Le 19ème siècle mit au point un cadre extrêmement rigide pour les sciences de la nature, cadre qui forma non seulement la science, mais aussi le point de vue général des grandes masses populaires. Ce cadre prenait appui sur les concepts fondamentaux de la physique classique, l’espace, le temps, la matière et la causalité ; le concept de réalité s’appliquait aux choses et aux phénomènes que nous pouvons percevoir par nos sens ou qui peuvent être observés au moyen des instruments perfectionnés que la technique avait fournis. La matière était la réalité primordiale et le progrès scientifique était dépeint comme une croisade de conquête du monde matériel. L’utilité était le mot d’ordre de l’époque.

D’autre part, ce cadre était si rigide et si étroit qu’il était difficile d’y découvrir une place pour les nombreux concepts de notre langage qui avaient toujours appartenu à sa substance même, par exemple le concept d’esprit, d’âme humaine ou de vie.

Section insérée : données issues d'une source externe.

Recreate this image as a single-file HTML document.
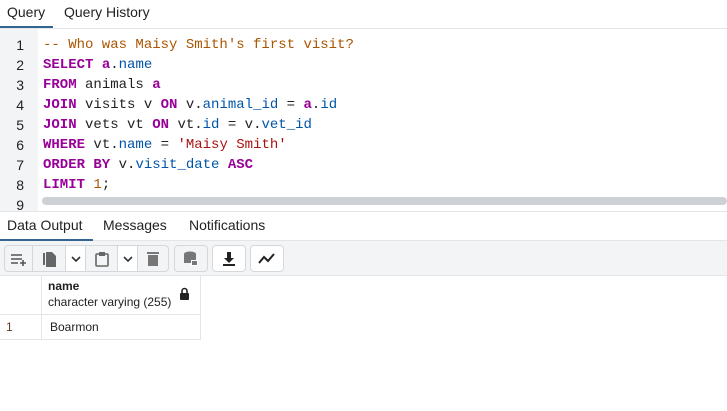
<!DOCTYPE html><html><head><style>
body{margin:0;width:727px;height:411px;background:#fff;font-family:"Liberation Sans",sans-serif;position:relative;overflow:hidden;color:#222}
.a{position:absolute}
.code{font-family:"Liberation Mono",monospace;font-size:14px;color:#222;white-space:pre}
.k{color:#909;font-weight:bold}.p{color:#05a}.c{color:#a50}.s{color:#a11}.n{color:#a50}
.ln{font-family:"Liberation Sans",sans-serif;font-size:14px;color:#222;width:24px;text-align:right}
.btn{position:absolute;top:245px;height:27px;border:1px solid #d4d7dc;border-radius:4px;background:#f3f4f6;box-sizing:border-box}
.seg{position:absolute;top:0;height:25px;border-right:1px solid #d4d7dc;display:flex;align-items:center;justify-content:center}
</style></head><body>
<div class="a" style="left:0;top:0;width:727px;height:28px;border-bottom:1px solid #e3e5e8"></div>
<div class="a" style="left:7px;top:4px;font-size:14px">Query</div>
<div class="a" style="left:64px;top:4px;font-size:14px">Query History</div>
<div class="a" style="left:0;top:26px;width:53px;height:2px;background:#326690"></div>
<div class="a" style="left:0;top:29px;width:38px;height:182px;background:#f3f4f6"></div>
<div class="a" style="left:38px;top:29px;width:689px;height:182px;background:#fff"></div>
<div class="a" style="left:42px;top:197px;width:685px;height:8px;background:#cdd0d5;border-radius:4px"></div>
<div class="a ln" style="left:0;top:35px;line-height:20px">1<br>2<br>3<br>4<br>5<br>6<br>7<br>8<br>9</div>
<div class="a code" style="left:43px;top:35px;line-height:20px"><span class="c">-- Who was Maisy Smith's first visit?</span>
<span class="k">SELECT</span> <span class="k">a</span>.<span class="p">name</span>
<span class="k">FROM</span> animals <span class="k">a</span>
<span class="k">JOIN</span> visits v <span class="k">ON</span> v.<span class="p">animal_id</span> = <span class="k">a</span>.<span class="p">id</span>
<span class="k">JOIN</span> vets vt <span class="k">ON</span> vt.<span class="p">id</span> = v.<span class="p">vet_id</span>
<span class="k">WHERE</span> vt.<span class="p">name</span> = <span class="s">'Maisy Smith'</span>
<span class="k">ORDER BY</span> v.<span class="p">visit_date</span> <span class="k">ASC</span>
<span class="k">LIMIT</span> <span class="n">1</span>;</div>
<div class="a" style="left:0;top:211px;width:727px;height:30px;border-top:1px solid #e3e5e8;border-bottom:1px solid #e3e5e8;box-sizing:border-box"></div>
<div class="a" style="left:7px;top:217px;font-size:14px">Data Output</div>
<div class="a" style="left:103px;top:217px;font-size:14px">Messages</div>
<div class="a" style="left:189px;top:217px;font-size:14px">Notifications</div>
<div class="a" style="left:0;top:239px;width:93px;height:2px;background:#326690"></div>
<div class="a" style="left:0;top:241px;width:727px;height:34px;background:#f3f4f6;border-bottom:1px solid #e3e5e8"></div>
<div class="btn" style="left:4px;width:165px">
 <div class="seg" style="left:0;width:27px"><svg width="18" height="14"><path d="M1 3h11M1 7h11M1 11h7M13 8v6M10 11h6" stroke="#555" stroke-width="1.6" fill="none"/></svg></div>
 <div class="seg" style="left:28px;width:32px"><svg width="14" height="16"><path d="M1 2v12h2V2z" fill="#666"/><path d="M4 1h6l4 4v11H4z" fill="#666"/></svg></div>
 <div class="seg" style="left:61px;width:19px;background:#fff"><svg width="10" height="6"><path d="M1 1l4 4 4-4" stroke="#333" stroke-width="1.6" fill="none"/></svg></div>
 <div class="seg" style="left:81px;width:31px"><svg width="14" height="16"><rect x="1" y="3" width="12" height="12" rx="1" stroke="#666" stroke-width="1.6" fill="none"/><rect x="4" y="1" width="6" height="4" fill="#666"/></svg></div>
 <div class="seg" style="left:113px;width:19px;background:#fff"><svg width="10" height="6"><path d="M1 1l4 4 4-4" stroke="#333" stroke-width="1.6" fill="none"/></svg></div>
 <div class="seg" style="left:133px;width:30px;border:0"><svg width="12" height="15"><rect x="0" y="1" width="12" height="2" fill="#777"/><rect x="1" y="4" width="10" height="11" fill="#777"/></svg></div>
</div>
<div class="btn" style="left:174px;width:34px;display:flex;align-items:center;justify-content:center"><svg width="16" height="16"><ellipse cx="7" cy="3" rx="6" ry="2.5" fill="#777"/><rect x="1" y="3" width="12" height="9" fill="#777"/><rect x="8" y="9" width="7" height="6" fill="#fff"/><rect x="9" y="10" width="5" height="4" fill="#777"/></svg></div>
<div class="btn" style="left:212px;width:34px;background:#fff;display:flex;align-items:center;justify-content:center"><svg width="14" height="16"><path d="M5 1h4v6h3l-5 5-5-5h3z" fill="#222"/><rect x="1" y="13" width="12" height="2" fill="#222"/></svg></div>
<div class="btn" style="left:250px;width:34px;background:#fff;display:flex;align-items:center;justify-content:center"><svg width="18" height="12"><path d="M1 10l5-6 4 4 6-7" stroke="#222" stroke-width="2" fill="none"/></svg></div>
<div class="a" style="left:0;top:275px;width:200px;height:65px;border-right:1px solid #e3e5e8"></div>
<div class="a" style="left:41px;top:275px;width:1px;height:65px;background:#e3e5e8"></div>
<div class="a" style="left:0;top:314px;width:200px;height:1px;background:#e3e5e8"></div>
<div class="a" style="left:0;top:339px;width:200px;height:1px;background:#e3e5e8"></div>
<div class="a" style="left:48px;top:279px;font-size:12px;font-weight:bold">name</div>
<div class="a" style="left:48px;top:295px;font-size:12px">character varying (255)</div>
<svg class="a" style="left:179px;top:287px" width="11" height="13"><path d="M3 6V4a2.5 2.5 0 015 0v2" stroke="#222" stroke-width="1.6" fill="none"/><rect x="1" y="6" width="9" height="7" rx="1" fill="#222"/></svg>
<div class="a" style="left:6px;top:320px;font-size:12px;color:#6a3b1e">1</div>
<div class="a" style="left:50px;top:320px;font-size:12px">Boarmon</div>
</body></html>
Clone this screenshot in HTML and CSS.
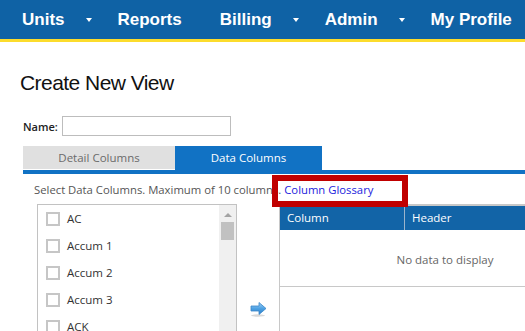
FILE: index.html
```html
<!DOCTYPE html>
<html lang="en">
<head>
    <meta charset="UTF-8">
    <meta name="viewport" content="width=device-width, initial-scale=1.0">
    <title>Create New View</title>
    <link rel="stylesheet" href="styles.css">
</head>
<body>
    <nav class="nav">
        <a class="nav-item has-menu" href="#">Units<span class="caret"></span></a>
        <a class="nav-item" href="#">Reports</a>
        <a class="nav-item has-menu" href="#">Billing<span class="caret"></span></a>
        <a class="nav-item has-menu" href="#">Admin<span class="caret"></span></a>
        <a class="nav-item" href="#">My Profile</a>
    </nav>

    <div class="page">
        <h1 class="title">Create New View</h1>

        <div class="form">
            <div class="name-row">
                <label for="view-name">Name:</label>
                <input type="text" id="view-name" class="name-input">
            </div>

            <div class="tabs">
                <div class="tab">Detail Columns</div>
                <div class="tab active">Data Columns</div>
            </div>

            <div class="panel">
                <p class="hint">Select Data Columns. Maximum of 10 columns. <a href="#" class="glossary">Column Glossary</a></p>

                <div class="picker">
                    <div class="listbox">
                        <ul class="options">
                            <li><span class="check"></span>AC</li>
                            <li><span class="check"></span>Accum 1</li>
                            <li><span class="check"></span>Accum 2</li>
                            <li><span class="check"></span>Accum 3</li>
                            <li><span class="check"></span>ACK</li>
                        </ul>
                        <div class="scrollbar">
                            <span class="scroll-up"></span>
                            <span class="scroll-thumb"></span>
                        </div>
                    </div>

                    <div class="mover">
                        <svg width="18" height="16" viewBox="0 0 18 16">
                            <defs>
                                <linearGradient id="arrowFill" x1="0" y1="0" x2="0" y2="1">
                                    <stop offset="0" stop-color="#9fd0f5"/>
                                    <stop offset="0.5" stop-color="#4ea2e4"/>
                                    <stop offset="1" stop-color="#2f7fc8"/>
                                </linearGradient>
                            </defs>
                            <ellipse cx="8" cy="14.5" rx="7" ry="1.2" fill="#d8d8d8"/>
                            <path d="M1 5 H9 V1.5 L16 7.5 L9 13.5 V10 H1 Z" fill="url(#arrowFill)" stroke="#3a86c8" stroke-width="0.8"/>
                        </svg>
                    </div>

                    <div class="grid">
                        <div class="grid-head">
                            <div class="grid-col col-name">Column</div>
                            <div class="grid-col">Header</div>
                        </div>
                        <div class="grid-empty">No data to display</div>
                    </div>
                </div>
            </div>
        </div>
    </div>

    <div class="callout"></div>
</body>
</html>
```

FILE: styles.css
```css
body {
    margin: 0;
    width: 525px;
    height: 331px;
    overflow: hidden;
    font-family: "Open Sans", "Noto Sans", sans-serif;
    background-color: #fff;
    position: relative;
}

.nav {
    display: flex;
    align-items: center;
    height: 39px;
    padding-left: 3px;
    background-color: #0f62a5;
    border-bottom: 3px solid #fcdc2c;
    white-space: nowrap;
}

.nav-item {
    display: flex;
    align-items: center;
    padding: 0 19px;
    color: #fff;
    font-family: "Liberation Sans", Arial, sans-serif;
    font-weight: bold;
    font-size: 17px;
    text-decoration: none;
}

.nav-item.has-menu {
    padding-right: 7px;
}

.caret {
    margin-left: 21px;
    width: 0;
    height: 0;
    border-left: 3.5px solid transparent;
    border-right: 3.5px solid transparent;
    border-top: 4px solid #fff;
}

.page {
    padding-left: 20px;
}

.title {
    margin: 28px 0 0;
    font-family: "Liberation Sans", Arial, sans-serif;
    font-weight: normal;
    font-size: 21px;
    line-height: 26px;
    letter-spacing: -0.55px;
    color: #111;
}

.form {
    padding-left: 3px;
}

.name-row {
    display: flex;
    align-items: center;
    gap: 4px;
    margin-top: 20px;
    height: 20px;
    font-size: 11px;
    font-weight: 600;
    color: #222;
}

.name-input {
    width: 167px;
    height: 18px;
    padding: 0;
    margin: 0;
    border: 1px solid #bdbdbd;
    box-sizing: content-box;
}

.tabs {
    display: flex;
    align-items: flex-start;
    margin-top: 10px;
    height: 24px;
    border-bottom: 4px solid #1172c4;
}

.tab {
    width: 152px;
    height: 23px;
    line-height: 23px;
    text-align: center;
    font-size: 11.5px;
    color: #6b6b6b;
    background-color: #e0e0e0;
}

.tab.active {
    width: 147px;
    height: 24px;
    color: #fff;
    background-color: #1172c4;
}

.panel {
    padding-left: 11px;
}

.hint {
    margin: 0;
    padding-top: 8px;
    height: 22px;
    line-height: 16px;
    font-size: 11.3px;
    color: #555;
    white-space: nowrap;
}

.glossary {
    color: #2222dd;
    text-decoration: none;
}

.picker {
    display: flex;
    align-items: flex-start;
}

.listbox {
    display: flex;
    flex-shrink: 0;
    margin-left: 3px;
    width: 198px;
    height: 140px;
    border: 1px solid #c2c2c2;
}

.options {
    flex: 1;
    list-style: none;
    margin: 0;
    padding: 7px 0 0 8px;
}

.options li {
    display: flex;
    align-items: flex-start;
    height: 27px;
    line-height: 14px;
    font-size: 11.5px;
    color: #333;
}

.check {
    width: 10px;
    height: 10px;
    margin-right: 7px;
    border: 2px solid #c6c6c6;
}

.scrollbar {
    width: 17px;
    background-color: #f0f0f0;
    display: flex;
    flex-direction: column;
    align-items: center;
}

.scroll-up {
    margin-top: 8px;
    width: 0;
    height: 0;
    border-left: 4px solid transparent;
    border-right: 4px solid transparent;
    border-bottom: 4px solid #a3a3a3;
}

.scroll-thumb {
    margin-top: 5px;
    width: 13px;
    height: 18px;
    background-color: #c1c1c1;
}

.mover {
    flex-shrink: 0;
    width: 42px;
    padding-top: 97px;
    padding-left: 13px;
    box-sizing: border-box;
}

.mover svg {
    display: block;
}

.grid {
    width: 330px;
    height: 130px;
    flex-shrink: 0;
    border-left: 1px solid #c8c8c8;
    border-top: 2px solid #c8c8c8;
}

.grid-head {
    display: flex;
    height: 24px;
    background-color: #1264a7;
    color: #fff;
    font-size: 11.5px;
}

.grid-col {
    padding-left: 7px;
    line-height: 24px;
}

.col-name {
    width: 117px;
    border-right: 1px solid #9bb4cc;
}

.grid-empty {
    height: 56px;
    line-height: 60px;
    text-align: center;
    font-size: 11.5px;
    color: #666;
    border-bottom: 1px solid #c8c8c8;
}

.callout {
    position: absolute;
    left: 272px;
    top: 175px;
    width: 124px;
    height: 20px;
    border: 6px solid #c00000;
}
```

L’esprit ne pouvait être introduit dans le schéma général que comme une sorte de miroir du monde matériel ; et quand on étudiait les propriétés de ce miroir à l’aide de la psychologie, les scientifiques étaient toujours tentés – si j’ose pousser la comparaison jusque là – d’accorder davantage d’attention à ses propriétés mécaniques qu’à ses propriétés optiques. Mais même là, on essayait d’appliquer les concepts de physique classique et en premier lieu celui de causalité. De la même manière, la vie devait s’expliquer comme processus physico-chimique gouverné par les lois naturelles et complètement déterminé par la causalité. Le concept darwinien d’évolution fournissait d’amples preuves étayant cette interprétation. Il était particulièrement difficile de trouver dans ce cadre de la place pour les secteurs de la réalité qui avaient été l’objet de la religion traditionnelle et qui semblaient maintenant plus ou moins imaginaires ; dans les pays européens, où l’on avait l’habitude de pousser les idées jusqu’à leurs extrêmes, il se développa donc une hostilité ouverte de la science envers la religion ; et même dans les autres pays, il y eut tendance croissante à l’indifférence envers de telles questions ; seules les valeurs morales de la religion chrétienne firent exception à cette tendance, tout au moins temporairement. La confiance dans la méthode scientifique et la pensée rationnelle remplaça toutes les autres sauvegardes de l’esprit humain.

On peut dire que le changement le plus important dû aux résultats de la physique moderne, c’est d’avoir brisé ce cadre rigide de concepts du 19ème siècle.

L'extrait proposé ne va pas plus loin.